**What to work on**.
Give back every line exactly as it appears, pictures excluded.

**Information shown**.
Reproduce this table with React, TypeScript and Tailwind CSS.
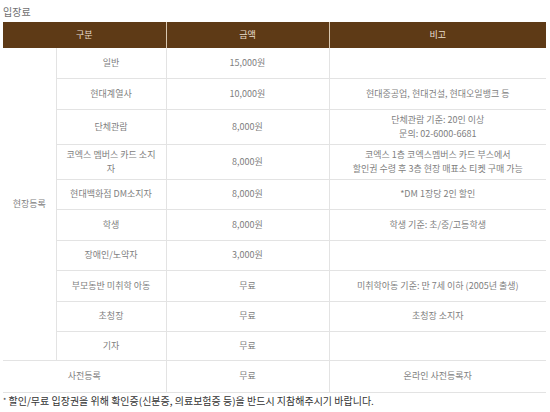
import React from 'react';

type Row = { name: string; price: string; note?: string[]; h: string };

const rows: Row[] = [
  { name: '일반', price: '15,000원', h: 'h-[30px]' },
  { name: '현대계열사', price: '10,000원', note: ['현대중공업, 현대건설, 현대오일뱅크 등'], h: 'h-[31px]' },
  { name: '단체관람', price: '8,000원', note: ['단체관람 기준: 20인 이상', '문의: 02-6000-6681'], h: 'h-[35px]' },
  {
    name: '코엑스 멤버스 카드 소지자',
    price: '8,000원',
    note: ['코엑스 1층 코엑스멤버스 카드 부스에서', '할인권 수령 후 3층 현장 매표소 티켓 구매 가능'],
    h: 'h-[35px]',
  },
  { name: '현대백화점 DM소지자', price: '8,000원', note: ['*DM 1장당 2인 할인'], h: 'h-[30px]' },
  { name: '학생', price: '8,000원', note: ['학생 기준: 초/중/고등학생'], h: 'h-[31px]' },
  { name: '장애인/노약자', price: '3,000원', h: 'h-[30px]' },
  { name: '부모동반 미취학 아동', price: '무료', note: ['미취학아동 기준: 만 7세 이하 (2005년 출생)'], h: 'h-[31px]' },
  { name: '초청장', price: '무료', note: ['초청장 소지자'], h: 'h-[30px]' },
  { name: '기자', price: '무료', h: 'h-[29px]' },
];

export default function App() {
  return (
    <div
      className="w-[550px] h-[412px] bg-white text-[9px] text-[#808080] overflow-hidden"
      style={{ fontFamily: '"Noto Sans CJK KR", "Noto Sans", sans-serif' }}
    >
      <div className="pl-[3px] pt-[6px] h-[22px] leading-[12px] text-[10px] text-[#707070]">입장료</div>
      <table className="ml-[3px] w-[543px] border-collapse table-fixed">
        <colgroup>
          <col className="w-[53px]" />
          <col className="w-[110px]" />
          <col className="w-[163px]" />
          <col className="w-[217px]" />
        </colgroup>
        <thead>
          <tr className="h-[26px] bg-[#5e3a16] text-[#eadfcf]">
            <th colSpan={2} className="font-normal border-r border-[#d9c7b0]">구분</th>
            <th className="font-normal border-r border-[#d9c7b0]">금액</th>
            <th className="font-normal">비고</th>
          </tr>
        </thead>
        <tbody className="leading-[14px]">
          {rows.map((row, i) => (
            <tr key={row.name} className={row.h}>
              {i === 0 && (
                <td rowSpan={rows.length} className="text-center border-b border-[#e3e3e3]">
                  현장등록
                </td>
              )}
              <td className="text-center px-[6px] border-l border-b border-[#e3e3e3]">{row.name}</td>
              <td className="text-center border-l border-b border-[#e3e3e3]">{row.price}</td>
              <td className="text-center border-l border-b border-[#e3e3e3]">
                {row.note?.map(line => (
                  <div key={line}>{line}</div>
                ))}
              </td>
            </tr>
          ))}
          <tr className="h-[32px]">
            <td colSpan={2} className="text-center border-b border-[#e3e3e3]">사전등록</td>
            <td className="text-center border-l border-b border-[#e3e3e3]">무료</td>
            <td className="text-center border-l border-b border-[#e3e3e3]">온라인 사전등록자</td>
          </tr>
        </tbody>
      </table>
      <div className="pl-[3px] pt-[1px] text-[10px] text-[#333] leading-[13px]">
        <span className="text-[7px] align-top">*</span> 할인/무료 입장권을 위해 확인증(신분증, 의료보험증 등)을 반드시 지참해주시기 바랍니다.
      </div>
    </div>
  );
}
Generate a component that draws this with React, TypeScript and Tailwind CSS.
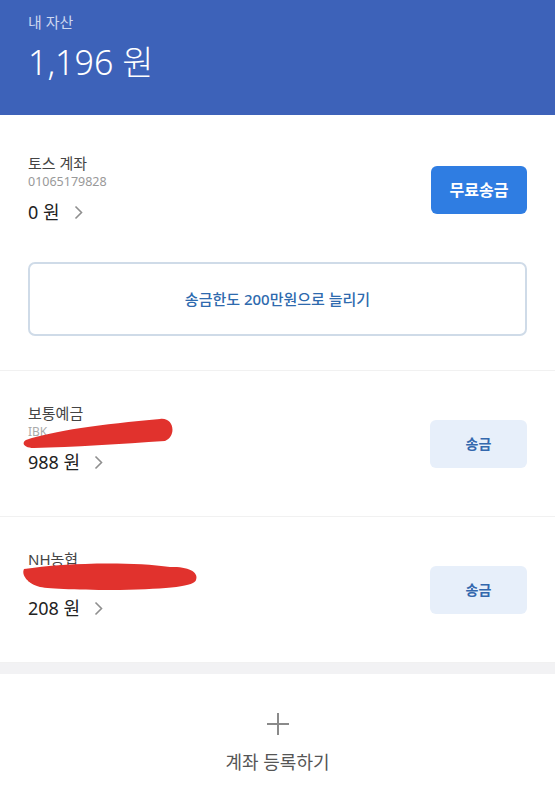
const font = "font-['Noto_Sans','Noto_Sans_CJK_KR',sans-serif]";

function Chevron() {
  return (
    <svg width="9" height="15" viewBox="0 0 9 15" className="ml-[14px]">
      <path d="M1.5 1.5 L7.5 7.5 L1.5 13.5" fill="none" stroke="#8f8f8f" strokeWidth="1.6" />
    </svg>
  );
}

function Scribble({ wide }: { wide?: boolean }) {
  if (wide) {
    return (
      <svg width="180" height="34" viewBox="0 0 180 34" className="absolute left-[-8px] top-[-10px]">
        <path
          d="M4 10 C40 4 110 2 150 8 C170 7 179 14 176 21 C175 27 150 30 100 31 C60 31 30 30 20 28 C8 25 1 16 4 10 Z"
          fill="#e1322d"
        />
      </svg>
    );
  }
  return (
    <svg width="155" height="36" viewBox="0 0 155 36" className="absolute left-[-6px] top-[-9px]">
      <path
        d="M4 26 C30 17 80 10 138 5 C152 3 155 22 143 27 C100 30 50 33 12 34 C2 34 -1 29 4 26 Z"
        fill="#e1322d"
      />
    </svg>
  );
}

function AccountRow({ name, amount, wide }: { name: string; amount: string; wide?: boolean }) {
  return (
    <div className="flex items-center justify-between px-[28px] pt-[32px] pb-[40px] border-b border-[#f1f1f1] last:border-b-0">
      <div className="flex flex-col">
        <p className="text-[15px] leading-[20px] text-[#444]">{name}</p>
        <div className="relative h-[18px]">
          <p className="text-[12px] leading-[18px] text-[#aaa]">IBK</p>
          <Scribble wide={wide} />
        </div>
        <div className="mt-[7px] flex items-center h-[28px]">
          <span className="text-[18px] text-[#222]">{amount}</span>
          <Chevron />
        </div>
      </div>
      <button className="mt-[8px] w-[97px] h-[48px] rounded-[6px] bg-[#e7effa] text-[14px] font-bold text-[#3367ad]">
        송금
      </button>
    </div>
  );
}

export default function App() {
  return (
    <div className={`${font} w-[555px] min-h-[795px] bg-white`}>
      <header className="h-[115px] bg-[#3d62b9] px-[28px] pt-[11px]">
        <p className="text-[15px] leading-[22px] text-[#cdd8f0]">내 자산</p>
        <p className="mt-[8px] text-[34px] leading-[42px] font-light text-white">1,196 원</p>
      </header>

      <section className="px-[28px] pt-[38px] pb-[34px] border-b border-[#f1f1f1]">
        <div className="flex items-center justify-between">
          <div className="flex flex-col">
            <p className="text-[15px] leading-[20px] text-[#444]">토스 계좌</p>
            <p className="text-[12.5px] leading-[18px] text-[#999]">01065179828</p>
            <div className="mt-[7px] flex items-center h-[28px]">
              <span className="text-[18px] text-[#222]">0 원</span>
              <Chevron />
            </div>
          </div>
          <button className="w-[96px] h-[48px] rounded-[6px] bg-[#2f7de2] text-[16px] font-bold text-white">
            무료송금
          </button>
        </div>
        <div className="mt-[36px] h-[74px] rounded-[7px] border-2 border-[#cfdbe8] flex items-center justify-center">
          <span className="text-[15px] font-medium text-[#2e6aae]">송금한도 200만원으로 늘리기</span>
        </div>
      </section>

      <AccountRow name="보통예금" amount="988 원" />
      <AccountRow name="NH농협" amount="208 원" wide />

      <div className="h-[11px] bg-[#f2f2f4]" />

      <div className="flex flex-col items-center pt-[38px] pb-[20px]">
        <svg width="24" height="24" viewBox="0 0 24 24">
          <path d="M12 1 V23 M1 12 H23" stroke="#8a8a8a" strokeWidth="2" />
        </svg>
        <p className="mt-[13px] text-[18px] text-[#555]">계좌 등록하기</p>
      </div>
    </div>
  );
}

**Task output**.
Reproduce this table with React, TypeScript and Tailwind CSS.
import React from 'react';

type Row = { name: string; price: string; note?: string[]; h: string };

const rows: Row[] = [
  { name: '일반', price: '15,000원', h: 'h-[30px]' },
  { name: '현대계열사', price: '10,000원', note: ['현대중공업, 현대건설, 현대오일뱅크 등'], h: 'h-[31px]' },
  { name: '단체관람', price: '8,000원', note: ['단체관람 기준: 20인 이상', '문의: 02-6000-6681'], h: 'h-[35px]' },
  {
    name: '코엑스 멤버스 카드 소지자',
    price: '8,000원',
    note: ['코엑스 1층 코엑스멤버스 카드 부스에서', '할인권 수령 후 3층 현장 매표소 티켓 구매 가능'],
    h: 'h-[35px]',
  },
  { name: '현대백화점 DM소지자', price: '8,000원', note: ['*DM 1장당 2인 할인'], h: 'h-[30px]' },
  { name: '학생', price: '8,000원', note: ['학생 기준: 초/중/고등학생'], h: 'h-[31px]' },
  { name: '장애인/노약자', price: '3,000원', h: 'h-[30px]' },
  { name: '부모동반 미취학 아동', price: '무료', note: ['미취학아동 기준: 만 7세 이하 (2005년 출생)'], h: 'h-[31px]' },
  { name: '초청장', price: '무료', note: ['초청장 소지자'], h: 'h-[30px]' },
  { name: '기자', price: '무료', h: 'h-[29px]' },
];

export default function App() {
  return (
    <div
      className="w-[550px] h-[412px] bg-white text-[9px] text-[#808080] overflow-hidden"
      style={{ fontFamily: '"Noto Sans CJK KR", "Noto Sans", sans-serif' }}
    >
      <div className="pl-[3px] pt-[6px] h-[22px] leading-[12px] text-[10px] text-[#707070]">입장료</div>
      <table className="ml-[3px] w-[543px] border-collapse table-fixed">
        <colgroup>
          <col className="w-[53px]" />
          <col className="w-[110px]" />
          <col className="w-[163px]" />
          <col className="w-[217px]" />
        </colgroup>
        <thead>
          <tr className="h-[26px] bg-[#5e3a16] text-[#eadfcf]">
            <th colSpan={2} className="font-normal border-r border-[#d9c7b0]">구분</th>
            <th className="font-normal border-r border-[#d9c7b0]">금액</th>
            <th className="font-normal">비고</th>
          </tr>
        </thead>
        <tbody className="leading-[14px]">
          {rows.map((row, i) => (
            <tr key={row.name} className={row.h}>
              {i === 0 && (
                <td rowSpan={rows.length} className="text-center border-b border-[#e3e3e3]">
                  현장등록
                </td>
              )}
              <td className="text-center px-[6px] border-l border-b border-[#e3e3e3]">{row.name}</td>
              <td className="text-center border-l border-b border-[#e3e3e3]">{row.price}</td>
              <td className="text-center border-l border-b border-[#e3e3e3]">
                {row.note?.map(line => (
                  <div key={line}>{line}</div>
                ))}
              </td>
            </tr>
          ))}
          <tr className="h-[32px]">
            <td colSpan={2} className="text-center border-b border-[#e3e3e3]">사전등록</td>
            <td className="text-center border-l border-b border-[#e3e3e3]">무료</td>
            <td className="text-center border-l border-b border-[#e3e3e3]">온라인 사전등록자</td>
          </tr>
        </tbody>
      </table>
      <div className="pl-[3px] pt-[1px] text-[10px] text-[#333] leading-[13px]">
        <span className="text-[7px] align-top">*</span> 할인/무료 입장권을 위해 확인증(신분증, 의료보험증 등)을 반드시 지참해주시기 바랍니다.
      </div>
    </div>
  );
}
Generate a component that draws this with React, TypeScript and Tailwind CSS.
const font = "font-['Noto_Sans','Noto_Sans_CJK_KR',sans-serif]";

function Chevron() {
  return (
    <svg width="9" height="15" viewBox="0 0 9 15" className="ml-[14px]">
      <path d="M1.5 1.5 L7.5 7.5 L1.5 13.5" fill="none" stroke="#8f8f8f" strokeWidth="1.6" />
    </svg>
  );
}

function Scribble({ wide }: { wide?: boolean }) {
  if (wide) {
    return (
      <svg width="180" height="34" viewBox="0 0 180 34" className="absolute left-[-8px] top-[-10px]">
        <path
          d="M4 10 C40 4 110 2 150 8 C170 7 179 14 176 21 C175 27 150 30 100 31 C60 31 30 30 20 28 C8 25 1 16 4 10 Z"
          fill="#e1322d"
        />
      </svg>
    );
  }
  return (
    <svg width="155" height="36" viewBox="0 0 155 36" className="absolute left-[-6px] top-[-9px]">
      <path
        d="M4 26 C30 17 80 10 138 5 C152 3 155 22 143 27 C100 30 50 33 12 34 C2 34 -1 29 4 26 Z"
        fill="#e1322d"
      />
    </svg>
  );
}

function AccountRow({ name, amount, wide }: { name: string; amount: string; wide?: boolean }) {
  return (
    <div className="flex items-center justify-between px-[28px] pt-[32px] pb-[40px] border-b border-[#f1f1f1] last:border-b-0">
      <div className="flex flex-col">
        <p className="text-[15px] leading-[20px] text-[#444]">{name}</p>
        <div className="relative h-[18px]">
          <p className="text-[12px] leading-[18px] text-[#aaa]">IBK</p>
          <Scribble wide={wide} />
        </div>
        <div className="mt-[7px] flex items-center h-[28px]">
          <span className="text-[18px] text-[#222]">{amount}</span>
          <Chevron />
        </div>
      </div>
      <button className="mt-[8px] w-[97px] h-[48px] rounded-[6px] bg-[#e7effa] text-[14px] font-bold text-[#3367ad]">
        송금
      </button>
    </div>
  );
}

export default function App() {
  return (
    <div className={`${font} w-[555px] min-h-[795px] bg-white`}>
      <header className="h-[115px] bg-[#3d62b9] px-[28px] pt-[11px]">
        <p className="text-[15px] leading-[22px] text-[#cdd8f0]">내 자산</p>
        <p className="mt-[8px] text-[34px] leading-[42px] font-light text-white">1,196 원</p>
      </header>

      <section className="px-[28px] pt-[38px] pb-[34px] border-b border-[#f1f1f1]">
        <div className="flex items-center justify-between">
          <div className="flex flex-col">
            <p className="text-[15px] leading-[20px] text-[#444]">토스 계좌</p>
            <p className="text-[12.5px] leading-[18px] text-[#999]">01065179828</p>
            <div className="mt-[7px] flex items-center h-[28px]">
              <span className="text-[18px] text-[#222]">0 원</span>
              <Chevron />
            </div>
          </div>
          <button className="w-[96px] h-[48px] rounded-[6px] bg-[#2f7de2] text-[16px] font-bold text-white">
            무료송금
          </button>
        </div>
        <div className="mt-[36px] h-[74px] rounded-[7px] border-2 border-[#cfdbe8] flex items-center justify-center">
          <span className="text-[15px] font-medium text-[#2e6aae]">송금한도 200만원으로 늘리기</span>
        </div>
      </section>

      <AccountRow name="보통예금" amount="988 원" />
      <AccountRow name="NH농협" amount="208 원" wide />

      <div className="h-[11px] bg-[#f2f2f4]" />

      <div className="flex flex-col items-center pt-[38px] pb-[20px]">
        <svg width="24" height="24" viewBox="0 0 24 24">
          <path d="M12 1 V23 M1 12 H23" stroke="#8a8a8a" strokeWidth="2" />
        </svg>
        <p className="mt-[13px] text-[18px] text-[#555]">계좌 등록하기</p>
      </div>
    </div>
  );
}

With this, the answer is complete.